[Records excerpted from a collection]
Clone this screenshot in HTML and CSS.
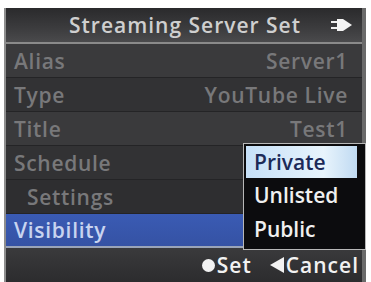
FILE: index.html
```
<!DOCTYPE html>
<html>
<head>
<meta charset="utf-8">
<link rel="stylesheet" href="styles.css">
</head>
<body>
<div class="frame">
  <div class="screen">
    <div class="header">
      <span class="title">Streaming Server Set</span>
      <svg class="icon" width="22" height="14" viewBox="0 0 22 14">
        <rect x="0" y="3" width="6" height="2" fill="#f0f0f0"/>
        <rect x="0" y="9" width="6" height="2" fill="#f0f0f0"/>
        <path d="M6 1 H12 L21 7 L12 13 H6 Z" fill="#f4f4f4"/>
      </svg>
    </div>
    <div class="list">
      <div class="row"><span>Alias</span><span>Server1</span></div>
      <div class="row alt"><span>Type</span><span>YouTube Live</span></div>
      <div class="row"><span>Title</span><span>Test1</span></div>
      <div class="row alt"><span>Schedule</span><span></span></div>
      <div class="row sub"><span>Settings</span><span></span></div>
      <div class="row sel"><span>Visibility</span><span></span></div>
    </div>
    <div class="footer">
      <span class="btn"><span class="dot"></span>Set</span>
      <span class="btn"><svg class="tri" width="14" height="16" viewBox="0 0 14 16"><path d="M0 8 L14 0 V16 Z" fill="#f2f2f2"/></svg>Cancel</span>
    </div>
    <div class="menu">
      <div class="opt hl">Private</div>
      <div class="opt">Unlisted</div>
      <div class="opt">Public</div>
    </div>
  </div>
</div>
</body>
</html>
```
FILE: styles.css
```
html, body {
  margin: 0;
  padding: 0;
  background: #ffffff;
}
body {
  font-family: "Open Sans", "DejaVu Sans", sans-serif;
}
.frame {
  margin: 8px 0 0 4px;
  width: 362px;
  height: 274px;
  background: #8e8e8e;
  padding-left: 2px;
  box-sizing: border-box;
}
.screen {
  position: relative;
  width: 356px;
  height: 274px;
  background: #2e2e30;
  border-right: 4px solid #6a6a6a;
  display: flex;
  flex-direction: column;
}
.header {
  height: 34px;
  background: linear-gradient(#2a2a2c, #3c3c3e 60%, #4a4a4c);
  border-bottom: 2px solid #8a8a8a;
  display: flex;
  align-items: center;
  justify-content: flex-end;
  padding-right: 9px;
  gap: 30px;
}
.title {
  color: #cfcfcf;
  font-size: 21px;
  font-weight: 600;
  letter-spacing: 1px;
}
.icon {
  display: block;
}
.list {
  display: flex;
  flex-direction: column;
}
.row {
  height: 33px;
  border-bottom: 1px solid #242426;
  background: #3a3a3c;
  display: flex;
  align-items: center;
  justify-content: space-between;
  padding: 0 14px 0 8px;
  color: #78787a;
  font-size: 21px;
  font-weight: 600;
  letter-spacing: 0.7px;
}
.row.alt {
  background: #323234;
}
.row.sub {
  padding-left: 21px;
  background: #2e2e30;
}
.row.sel {
  background: linear-gradient(#3a5bb4, #3552a4);
  color: #c8d4f0;
  border-bottom: 2px solid #9aa4b8;
  height: 32px;
}
.footer {
  flex: 1;
  background: linear-gradient(#3a3a3c, #2c2c2e);
  display: flex;
  align-items: center;
  justify-content: flex-end;
  gap: 18px;
  padding-right: 3px;
  color: #f2f2f2;
  font-size: 21px;
  font-weight: 600;
  letter-spacing: 1px;
}
.btn {
  display: flex;
  align-items: center;
}
.dot {
  width: 13px;
  height: 13px;
  border-radius: 50%;
  background: #f2f2f2;
  margin-right: 2px;
}
.tri {
  display: block;
  margin-right: 2px;
}
.menu {
  position: absolute;
  left: 237px;
  top: 135px;
  width: 111px;
  height: 103px;
  background: #0c0c0e;
  border: 1px solid #b8b8b8;
  padding: 2px 8px 0 2px;
  box-sizing: content-box;
  display: flex;
  flex-direction: column;
}
.opt {
  height: 34px;
  line-height: 34px;
  padding-left: 8px;
  color: #f0f0f0;
  font-size: 21px;
  font-weight: 600;
}
.opt.hl {
  background: linear-gradient(90deg, #c6e0f8, #e8f4fc 70%, #c0daf2);
  color: #1c2a58;
  height: 32px;
  line-height: 32px;
}
```
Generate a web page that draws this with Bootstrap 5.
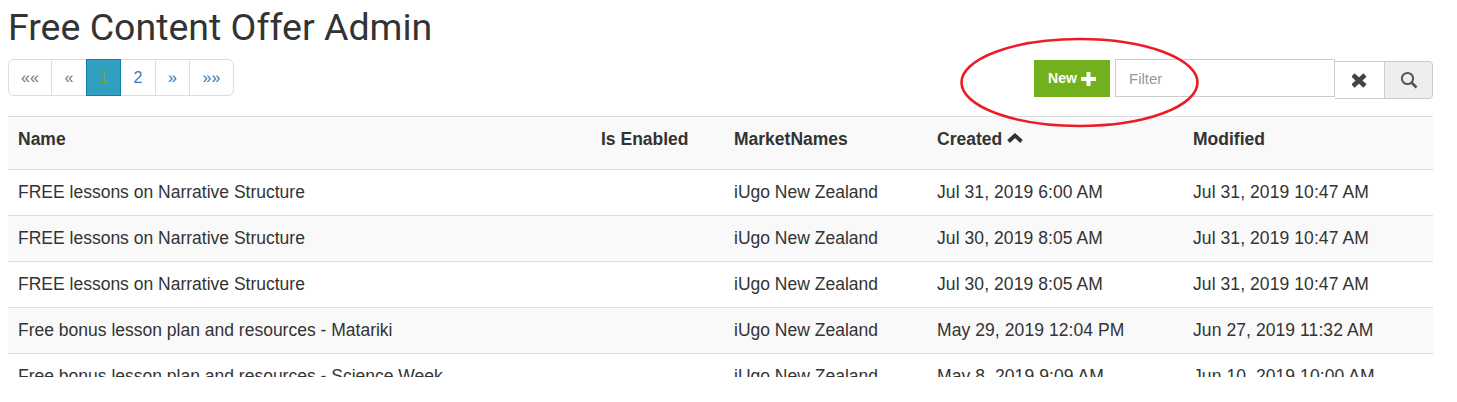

* **Set exercise**
Determine the number of lines in the listing that hold the word "this", and supply that number and nothing further.

* **The output**
2